• C

regcomp giving SIGSEGV, Segmentation fault.


I have a common file, used in 2 programs. There is a regular expression function in there. It runs like this:

#define      MAIN_REGEXP_COUNT 6
const char      *main_regexp[MAIN_REGEXP_COUNT] = {
            "[0-9]*$",
            "others..." };
static regex_t      compiled_main_regexp[MAIN_REGEXP_COUNT];

            for (i = 0; i < MAIN_REGEXP_COUNT; i++)
            {
                  if (regcomp(&compiled_main_regexp[i], main_regexp[i], 0) != 0)
                  {
                        fprintf(stderr, "main_regexp[%d] error\n", i);
                        exit(12);
                  }
            }

In one of the two programs it works fine.

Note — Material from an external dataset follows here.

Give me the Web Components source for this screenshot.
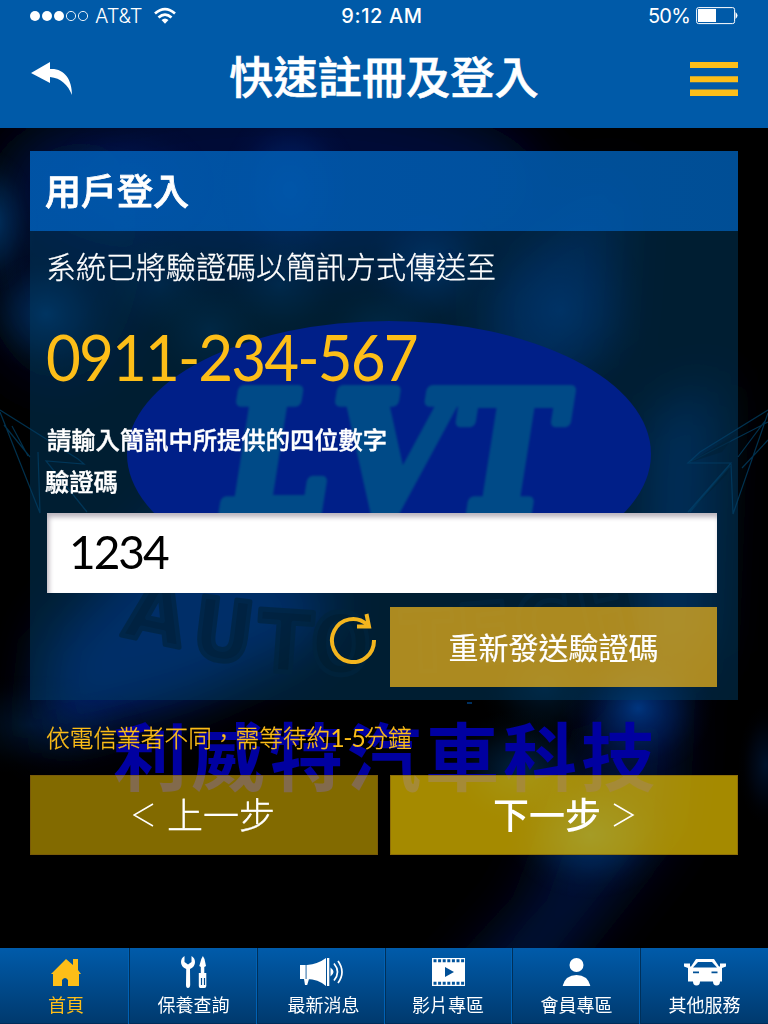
<!DOCTYPE html>
<html lang="zh-Hant">
<head>
<meta charset="utf-8">
<title>快速註冊及登入</title>
<style>
html,body{margin:0;background:#000}
body{font-family:"Noto Sans CJK TC","Liberation Sans",sans-serif;color:#fff}
</style>
</head>
<body>
<lvt-app></lvt-app>
<script>
const define=(name,html,setup)=>customElements.define(name,class extends HTMLElement{
  constructor(){
    super();
    const t=document.createElement('template');
    t.innerHTML=html;
    this.attachShadow({mode:'open'}).appendChild(t.content.cloneNode(true));
  }
  connectedCallback(){if(setup)setup(this)}
});

define('lvt-backdrop',`
<style>:host{position:absolute;inset:0;z-index:0;display:block;pointer-events:none}svg{display:block}</style>
<svg width="768" height="1024" viewBox="0 0 768 1024" aria-hidden="true">
 <defs>
  <radialGradient id="g"><stop offset="0" stop-color="#0045a0" stop-opacity=".75"/><stop offset=".5" stop-color="#003088" stop-opacity=".36"/><stop offset=".8" stop-color="#002070" stop-opacity=".09"/><stop offset="1" stop-color="#002070" stop-opacity="0"/></radialGradient>
  <radialGradient id="c"><stop offset="0" stop-color="#00509a" stop-opacity=".6"/><stop offset=".5" stop-color="#00407a" stop-opacity=".3"/><stop offset=".8" stop-color="#00305a" stop-opacity=".08"/><stop offset="1" stop-color="#00305a" stop-opacity="0"/></radialGradient>
  <filter id="b" x="-50%" y="-50%" width="200%" height="200%"><feGaussianBlur stdDeviation="26"/></filter>
  <filter id="s"><feGaussianBlur stdDeviation="1"/></filter>
 </defs>
 <rect width="768" height="1024" fill="#000"/>
 <g filter="url(#b)">
  <ellipse cx="280" cy="180" rx="260" ry="90" fill="#00145a" opacity=".6"/>
  <ellipse cx="60" cy="250" rx="80" ry="130" fill="#001a50" opacity=".45"/>
  <path d="M480 290L620 170 610 340 500 420z" fill="#003080" opacity=".55"/>
  <path d="M650 420L715 380 705 650 640 690z" fill="#00388a" opacity=".6"/>
  <path d="M50 640L190 500 340 600 300 650 190 700 40 740z" fill="#00309a" opacity=".7"/>
  <path d="M590 730L680 700 670 830 590 930 510 1030 410 1030 530 900z" fill="#00288a" opacity=".4"/>
 </g>
 <ellipse cx="130" cy="185" rx="85" ry="70" fill="url(#g)" opacity=".4"/>
 <ellipse cx="290" cy="190" rx="70" ry="85" fill="url(#g)" opacity=".8"/>
 <ellipse cx="430" cy="265" rx="70" ry="66" fill="url(#g)" opacity=".75"/>
 <ellipse cx="560" cy="310" rx="90" ry="95" fill="url(#g)" opacity=".5"/>
 <ellipse cx="-8" cy="222" rx="46" ry="72" fill="url(#c)"/>
 <ellipse cx="46" cy="314" rx="66" ry="62" fill="url(#c)" opacity=".85"/>
 <ellipse cx="160" cy="285" rx="60" ry="54" fill="url(#c)" opacity=".4"/>
 <ellipse cx="280" cy="285" rx="60" ry="54" fill="url(#c)" opacity=".45"/>
 <ellipse cx="384" cy="335" rx="62" ry="54" fill="url(#c)" opacity=".5"/>
 <ellipse cx="210" cy="330" rx="60" ry="54" fill="url(#c)" opacity=".4"/>
 <ellipse cx="638" cy="708" rx="76" ry="68" fill="url(#g)"/>
 <ellipse cx="545" cy="685" rx="66" ry="60" fill="url(#c)" opacity=".5"/>
 <ellipse cx="520" cy="770" rx="74" ry="60" fill="url(#c)" opacity=".75"/>
 <ellipse cx="590" cy="835" rx="84" ry="64" fill="url(#c)"/>
 <ellipse cx="30" cy="725" rx="115" ry="50" fill="url(#c)" opacity=".35"/>
 <ellipse cx="766" cy="765" rx="28" ry="60" fill="url(#g)" opacity=".35"/>
 <ellipse cx="389" cy="454" rx="262" ry="133" fill="#0002ac"/>
 <g font-family="DejaVu Serif" font-weight="bold" font-size="166" fill="#0058aa" stroke="#0058aa" stroke-width="12" stroke-linejoin="round" filter="url(#s)">
  <text transform="translate(217 512) skewX(-9)" textLength="103" lengthAdjust="spacingAndGlyphs">L</text>
  <text transform="translate(324 512) skewX(-9)" textLength="120" lengthAdjust="spacingAndGlyphs">V</text>
  <text transform="translate(445 512) skewX(-9)" textLength="108" lengthAdjust="spacingAndGlyphs">T</text>
 </g>
 <g fill="#000" stroke="#000c18" stroke-width="5" stroke-linejoin="round" font-family="DejaVu Sans" font-weight="bold" font-size="84" opacity=".7">
  <text transform="translate(121 635) rotate(12)" textLength="60" lengthAdjust="spacingAndGlyphs">A</text><text transform="translate(190 656) rotate(7)" textLength="60" lengthAdjust="spacingAndGlyphs">U</text><text transform="translate(256 670) rotate(4)" textLength="54" lengthAdjust="spacingAndGlyphs">T</text><text x="311" y="674" textLength="60" lengthAdjust="spacingAndGlyphs">O</text>
  <text transform="translate(402 672) rotate(-2)" textLength="52" lengthAdjust="spacingAndGlyphs">T</text><text transform="translate(460 666) rotate(-5)" textLength="54" lengthAdjust="spacingAndGlyphs">E</text><text transform="translate(519 656) rotate(-8)" textLength="58" lengthAdjust="spacingAndGlyphs">C</text><text transform="translate(584 643) rotate(-12)" textLength="62" lengthAdjust="spacingAndGlyphs">H</text>
 </g>
 <g fill="none" stroke="#00507e" stroke-width="1.2" opacity=".6">
  <path d="M0 410L78 459 84 464 46 461 87 512M0 412L40 513 38 452M4 425L30 457M12 426L28 456"/>
  <path d="M768 410L700 452 688 463 731 463 688 512M768 413L733 514 731 464M768 422L688 463M738 457L765 421M742 468L768 440M690 512L730 466"/>
 </g>
 <path d="M688 463L736 434 722 452zM690 512L731 464 727 474z" fill="#000" opacity=".45"/>
 <text x="113" y="785" font-family="Noto Sans CJK TC" font-weight="bold" font-size="74" textLength="542" fill="#0000a0">利威特汽車科技</text>
 <path d="M467 703h5" stroke="#003060" stroke-width="2"/>
</svg>`);

define('status-bar',`
<style>
:host{display:grid;grid-template-columns:1fr auto 1fr;align-items:center;height:32px;padding:0 30px;font:20px/32px Inter,sans-serif;white-space:nowrap}
.l,.r{display:flex;align-items:center}.r{justify-content:flex-end;gap:6px;letter-spacing:-.8px}
.l svg:last-child{margin-left:9px}.l span{margin-left:6px;letter-spacing:-.1px;font-weight:300;width:50px}.m{font-weight:500;letter-spacing:.6px;margin-left:-4px}
</style>
<div class="l"><svg width="59" height="12" viewBox="0 0 59 12"><g fill="#fff"><circle cx="5" cy="6" r="5"/><circle cx="17" cy="6" r="5"/><circle cx="29" cy="6" r="5"/></g><g fill="none" stroke="#fff" stroke-width=".9"><circle cx="41" cy="6" r="4.6"/><circle cx="53" cy="6" r="4.6"/></g></svg><span>AT&amp;T</span>
<svg width="22" height="18" viewBox="0 0 22 18"><g fill="none" stroke="#fff" stroke-width="2.7"><path d="M1 6.5Q11-2.3 21 6.5M4.5 10.5Q11 4.6 17.5 10.5"/></g><path d="M7.5 13Q11 10 14.5 13L11 16.8z" fill="#fff"/></svg></div>
<div class="m">9:12 AM</div>
<div class="r"><span>50%</span><svg width="42" height="18" viewBox="0 0 42 18"><rect x=".6" y=".6" width="38" height="16" rx="2" fill="none" stroke="#fff"/><path d="M2 2h18v13H2z" fill="#fff"/><path d="M39.500 5q4 3.500 0 7z" fill="#fff"/></svg></div>`);

define('app-header',`
<style>
:host{display:block;height:128px;background:#005aa8}
.bar{display:grid;grid-template-columns:48px 1fr 48px;align-items:center;height:94px;padding:0 30px}
h1{margin:0;text-align:center;font-size:44.2px;line-height:60px;font-weight:500;-webkit-text-stroke:.6px #fff;transform:translateY(-4px)}
svg{display:block}
</style>
<status-bar></status-bar>
<div class="bar"><svg width="44" height="36" viewBox="0 0 44 36"><path fill="#fff" d="M1 12L20 1v7c14-1 22 10 22 26C38 24 31 17 20 16v6z"/></svg><h1><slot></slot></h1><svg width="48" height="36" viewBox="0 0 48 36"><path fill="#fdbe18" d="M0 1h48v6H0zM0 15.200h48v6H0zM0 28.500h48v6.500H0z"/></svg></div>`);

define('login-panel',`
<style>
:host{display:block;height:549px;background:rgba(0,60,100,.5)}
header{height:80px;box-sizing:border-box;padding:0 15px;background:linear-gradient(90deg,rgba(0,94,186,.82),rgba(0,92,178,.78));font-size:36px;line-height:76px;font-weight:500;-webkit-text-stroke:.8px #fff}
.body{padding:17px 21px 0 17px}
.sent{margin:-3px 0 0 -1px;font-size:30px;line-height:40px;font-weight:300;-webkit-text-stroke:.3px #fff;white-space:nowrap}
.phone{margin:33px 0 0 -1px;font:400 64px/80px Lato,sans-serif;letter-spacing:-2px;color:#fdbe18;white-space:nowrap;width:400px;height:80px;transform:scaleX(.939) translateY(-1px);transform-origin:0 0}
.help{margin:20px 0 0;font-size:24.3px;line-height:42px;font-weight:500;-webkit-text-stroke:.4px #fff}
.help div:last-child{margin-left:-2px}
.field{display:block;height:80px;box-sizing:border-box;margin-top:11px;padding:0 22px;background:#fff;color:#000;box-shadow:inset 2px 4px 5px #b9b3bc;font:46px/78px Lato,sans-serif;letter-spacing:-2px}
.actions{display:flex;justify-content:flex-end;align-items:center;gap:12px;margin-top:14px}
.actions svg{margin-bottom:18px}
.resend{width:327px;height:80px;background:rgba(253,190,24,.68);font-size:30px;line-height:78px;text-align:center;-webkit-text-stroke:.2px #fff}
</style>
<header><slot name="title"></slot></header>
<div class="body">
 <div class="sent">系統已將驗證碼以簡訊方式傳送至</div>
 <div class="phone">0911-234-567</div>
 <div class="help"><div>請輸入簡訊中所提供的四位數字</div><div>驗證碼</div></div>
 <div class="field">1234</div>
 <div class="actions"><svg width="50" height="52" viewBox="0 0 50 52"><g fill="none" stroke="#f4b51e" stroke-width="4"><path d="M46 28A21 21.500 0 1 1 39 12.500"/><path d="M38.500 2L41 14.500H29"/></g></svg><div class="resend">重新發送驗證碼</div></div>
</div>`);

define('step-button',`
<style>
:host{display:flex;align-items:center;justify-content:center;gap:12px;box-sizing:border-box;height:80px;border:1px solid rgba(110,70,20,.4);background:rgba(250,209,0,.66);font-size:36px;line-height:80px;font-weight:500}
:host([back]){background:rgba(250,204,0,.52);font-weight:300}
:host([back]) .n,:host(:not([back])) .p{display:none}
span{transform:translateY(-2px)}
:host([back]) span{-webkit-text-stroke:.4px #fff}
</style>
<svg class="p" width="22" height="26" viewBox="0 0 22 26"><path d="M20 2L1 13l19 11" fill="none" stroke="#fff" stroke-width="1.5"/></svg><span><slot></slot></span><svg class="n" width="22" height="26" viewBox="0 0 22 26"><path d="M1 2l19 11L1 24" fill="none" stroke="#fff" stroke-width="1.5"/></svg>`);

const icons={
home:'<path d="M2 15L16 1l7 6V1h5v11l3 4h-2v12H18v-6q-3-4-6 0v6H3V16H1z"/>',
tools:'<path d="M3.500 0Q0 2 0 6q0 5 5.200 7L5 29q0 3 2 3t2.200-3L9 13q5-2 5-7 0-4-3.500-6v6L7 8.500 3.500 6zM20.300 3l1.600-3 1.600 3 1.500 7-1.700 1v6h2v13q0 2-2 2h-4q-1.500 0-1.500-2V17h2v-6l-1.500-1z"/><path d="M20.500 22v7M23.500 22v7" stroke="#004b8e" stroke-width="1.200"/>',
horn:'<path d="M0 8h5.500v14H0zM7 8Q18 7 26 1v28Q18 22 7 22zM27 1h2.300v28H27zM4 22h5l-1.800 6H5zM30.500 10.500q6 4.500 0 9z"/><path d="M5.500 8h1.500v14h-1.500z" opacity=".5"/><path d="M34 6.500q7 8.500 0 17M38 4q8 11 0 22" fill="none" stroke="currentColor" stroke-width="1.700"/>',
film:'<path d="M0 0h33v28H0z"/><path d="M1.500 2.700h31M1.500 25.300h31" stroke="#00539c" stroke-width="3" stroke-dasharray="3 1.600"/><path d="M13 9l9 5-9 5z" fill="#004f96"/>',
user:'<circle cx="14" cy="7" r="7"/><path d="M0 28Q3 17 14 17t14 11z"/>',
car:'<path fill-rule="evenodd" d="M0 5.500h6v3h1L12 1h18l5 7.500h1v-3h6v3l-4 1.500v13.500H36q0 4-3.500 4T29 23.500H16q0 4-3.500 4T9 23.500H4V10L0 8.500zM14 4L9 9.500h24L28 4zM9 13.500v1.800h6v-1.800zM27.500 13.500v1.800h6v-1.800z"/>'
};
define('tab-item',`
<style>
:host{display:grid;grid-template-rows:48px 20px;justify-items:center;box-sizing:border-box;border-right:1px solid #00305a;box-shadow:inset -1px 0 #0061b4,inset 0 -1px #002c59;font-size:18px;line-height:20px;white-space:nowrap}
:host(:last-child){border-right:0;box-shadow:inset 0 -1px #002c59}
:host([active]){color:#fdbe18}
.i{display:grid;place-items:center;height:48px;transform:translateX(var(--i,0))}svg{display:block;fill:currentColor}
div:last-child{transform:translate(var(--x,0),-2px)}
</style><div class="i"></div><div><slot></slot></div>`,el=>{
 const n=el.getAttribute('icon'),d={home:[31,29],tools:[26,32],horn:[44,30],film:[33,28],user:[28,28],car:[42,28]}[n];
 el.shadowRoot.querySelector('.i').innerHTML='<svg width="'+d[0]+'" height="'+d[1]+'" viewBox="0 0 '+d[0]+' '+d[1]+'">'+icons[n]+'</svg>';
});

define('lvt-app',`
<style>
:host{position:relative;display:flex;flex-direction:column;width:768px;height:1024px;overflow:hidden}
app-header,main,nav{position:relative;z-index:1}
main{flex:1;padding:23px 30px 0}
.note{margin:19px 16px 0;height:36px;font-size:23.7px;line-height:36px;color:#fdbe18;font-weight:300;-webkit-text-stroke:.3px #fdbe18;white-space:nowrap}
.note span{font:400 25px Lato,sans-serif;letter-spacing:-1.4px;-webkit-text-stroke:0}
.steps{display:grid;grid-template-columns:1fr 1fr;gap:12px;margin-top:20px}
nav{display:grid;grid-template-columns:130px 128px 128px 127px 128px 1fr;height:76px;background:linear-gradient(#005baa,#00396d)}
[icon=home]{--x:1.5px;--i:1px}[icon=horn]{--x:2px}[icon=film]{--x:-1px;--i:-1px}[icon=user]{--i:-.5px}
</style>
<lvt-backdrop></lvt-backdrop>
<app-header>快速註冊及登入</app-header>
<main>
 <login-panel><span slot="title">用戶登入</span></login-panel>
 <div class="note">依電信業者不同，需等待約<span>1-5</span>分鐘</div>
 <div class="steps"><step-button back>上一步</step-button><step-button>下一步</step-button></div>
</main>
<nav><tab-item icon="home" active>首頁</tab-item><tab-item icon="tools">保養查詢</tab-item><tab-item icon="horn">最新消息</tab-item><tab-item icon="film">影片專區</tab-item><tab-item icon="user">會員專區</tab-item><tab-item icon="car">其他服務</tab-item></nav>`);
</script>
</body>
</html>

In the other I get a segfault from the regcomp line:

#0  0x4207adc0 in chunk_free () from /lib/i686/libc.so.6
#1  0x4207b4bf in chunk_realloc () from /lib/i686/libc.so.6
#2  0x4207b2f8 in realloc () from /lib/i686/libc.so.6
#3  0x4207e011 in realloc_hook_ini () from /lib/i686/libc.so.6
#4  0x4207b0a1 in realloc () from /lib/i686/libc.so.6
#5  0x420cb29e in byte_regex_compile () from /lib/i686/libc.so.6
#6  0x420d0d6d in regcomp () from /lib/i686/libc.so.6

I've looked at header files. I'm using the same .o file for both programs.

System is: Red Hat Linux release 7.3 (Valhalla) - with no option to upgrade.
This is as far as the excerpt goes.